Third, let’s make an intersection of latte and cappuccino. What ingredients are shared between the two coffees? These:

let result = latte.intersection(cappuccino)
print(result)
// Output: [“espresso”, “milk”]

A cappuccino and a latte both have espresso and milk. Can we also find what’s shared between all coffees?

let result = latte.intersection(cappuccino).intersection(machiato).intersection(americano)
print(result)
// Output: [“espresso”]

Awesome! Be careful though with chaining these operations, because the order matters. Removing “espresso” from machiato would break the chain, for example, even though “espresso” is then shared in 3 of 4 coffees.

Symmetric difference

Fourth, the difference between the coffees. What’s the difference between a americano and latte? It’s this:

let result = latte.symmetricDifference(americano)
print(result)
// Output: [“milk”, “water”]

You could say that milk and water aren’t shared between these two coffees. It’s called symmetric difference because items are selected from both sets. An asymmetric difference would just be subtracting!

Practical Use Cases

The above examples aren’t practical, unless you’re making an app that points out differences between Italian coffees. What are some real-world use cases for comparing sets?

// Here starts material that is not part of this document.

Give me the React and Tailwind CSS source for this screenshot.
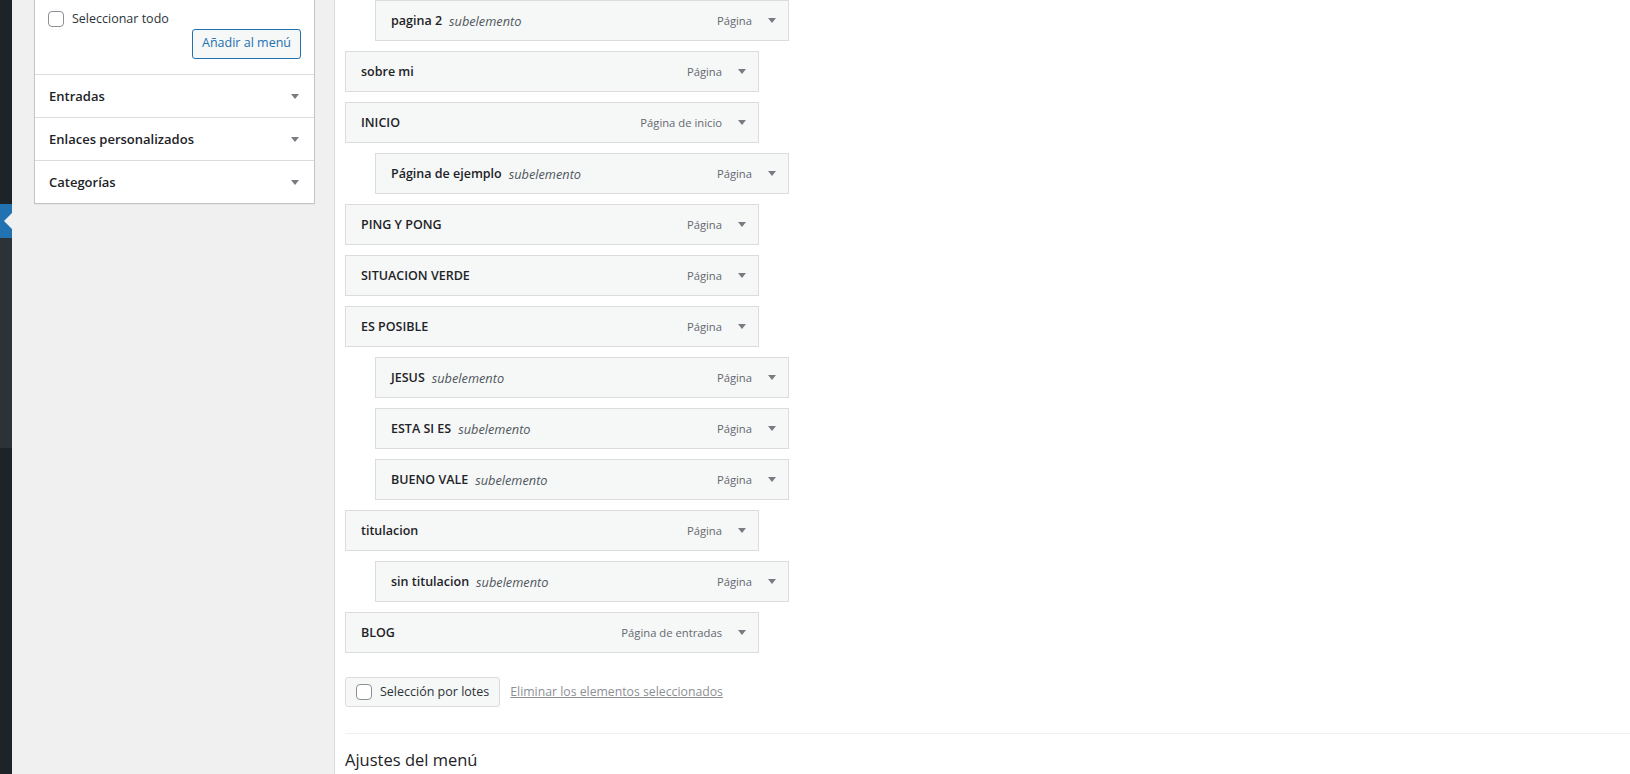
import React from 'react';

const items = [
  { title: 'pagina 2', sub: true, type: 'Página' },
  { title: 'sobre mi', type: 'Página' },
  { title: 'INICIO', type: 'Página de inicio' },
  { title: 'Página de ejemplo', sub: true, type: 'Página' },
  { title: 'PING Y PONG', type: 'Página' },
  { title: 'SITUACION VERDE', type: 'Página' },
  { title: 'ES POSIBLE', type: 'Página' },
  { title: 'JESUS', sub: true, type: 'Página' },
  { title: 'ESTA SI ES', sub: true, type: 'Página' },
  { title: 'BUENO VALE', sub: true, type: 'Página' },
  { title: 'titulacion', type: 'Página' },
  { title: 'sin titulacion', sub: true, type: 'Página' },
  { title: 'BLOG', type: 'Página de entradas' },
];

const Arrow = () => (
  <svg width="8" height="5" viewBox="0 0 8 5" className="shrink-0">
    <polygon points="0,0 8,0 4,5" fill="#787c82" />
  </svg>
);

const Checkbox = () => (
  <span className="block w-4 h-4 shrink-0 rounded-[4px] border border-[#8c8f94] bg-white" />
);

const MenuItem = ({ item }) => (
  <div
    className={
      item.sub
        ? 'ml-[30px] w-[414px] h-[41px] flex items-center pt-[2px] pl-[15px] pr-[12px] border border-[#dcdcde] bg-[#f6f7f7]'
        : 'w-[414px] h-[41px] flex items-center pt-[2px] pl-[15px] pr-[12px] border border-[#dcdcde] bg-[#f6f7f7]'
    }
  >
    <span className="text-[12.5px] font-semibold text-[#1d2327]">{item.title}</span>
    {item.sub && <span className="ml-[7px] text-[12.75px] italic text-[#50575e]">subelemento</span>}
    <span className="ml-auto text-[11.25px] text-[#646970]">{item.type}</span>
    <span className="ml-[16px] -mt-[2px]">
      <Arrow />
    </span>
  </div>
);

const Section = ({ label }) => (
  <div className="h-[43px] flex items-center justify-between pt-[1px] pl-[14px] pr-[15px] border-t border-[#dcdcde]">
    <span className="text-[13px] font-semibold text-[#1d2327]">{label}</span>
    <Arrow />
  </div>
);

export default function App() {
  return (
    <div className="flex h-[774px] overflow-hidden bg-white font-['Open_Sans',sans-serif]">
      <div className="w-[12px] flex flex-col shrink-0">
        <div className="h-[204px] bg-[#1d2327]" />
        <div className="h-[34px] bg-[#2271b1] flex items-center justify-end">
          <span className="block w-0 h-0 border-y-[8px] border-y-transparent border-r-[8px] border-r-[#f0f0f1]" />
        </div>
        <div className="h-[210px] bg-[#2c3338]" />
        <div className="flex-1 bg-[#1d2327]" />
      </div>

      <div className="w-[323px] shrink-0 bg-[#f0f0f1] border-r border-[#dcdcde] pl-[22px]">
        <div className="w-[281px] bg-white border-x border-b border-[#c3c4c7] shadow-[0_1px_1px_rgba(0,0,0,0.04)]">
          <div className="h-[74px] pl-[13px] pr-[13px] pt-[10px]">
            <div className="flex items-center gap-[8px]">
              <Checkbox />
              <span className="text-[12.5px] text-[#2c3338]">Seleccionar todo</span>
            </div>
            <div className="flex justify-end">
              <button className="h-[30px] px-[9px] rounded-[3px] border border-[#2271b1] bg-[#f6f7f7] text-[12.5px] text-[#2271b1]">
                Añadir al menú
              </button>
            </div>
          </div>
          <Section label="Entradas" />
          <Section label="Enlaces personalizados" />
          <Section label="Categorías" />
        </div>
      </div>

      <div className="flex-1 pl-[10px]">
        <div className="flex flex-col gap-[10px]">
          {items.map((item, i) => (
            <MenuItem key={i} item={item} />
          ))}
        </div>

        <div className="mt-[24px] flex items-center">
          <div className="h-[30px] flex items-center gap-[8px] pl-[10px] pr-[10px] rounded-[3px] border border-[#dcdcde] bg-[#f6f7f7]">
            <Checkbox />
            <span className="text-[12.5px] text-[#2c3338]">Selección por lotes</span>
          </div>
          <a className="ml-[10px] text-[12.25px] text-[#8c8f94] underline">Eliminar los elementos seleccionados</a>
        </div>

        <div className="mt-[26px] border-t border-[#f0f0f1]" />

        <h3 className="mt-[14px] text-[16.5px] text-[#1d2327]">Ajustes del menú</h3>
      </div>
    </div>
  );
}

When you’ve collected data per weekday, you could use a union to combine the data for Tuesday and Wednesday in one set.
When your social media app facilitates unfriending of users, you could use subtract to remove followers for a particular user.
When you want to know which followers users A and B have in common, you could use an intersection.
When you’re at war and you want to find spies that aren’t double agents, you could use a symmetric difference. (Think about it!)

Just like other functions in Swift, the comparative family of functions for Set has variants that perform operations in place or by returning a new value. In-place algorithms don’t take up extra space, but they mutate your original values. In Swift, most functions that operate in-place use strong verbs, such as formIntersection(), sort() and subtract().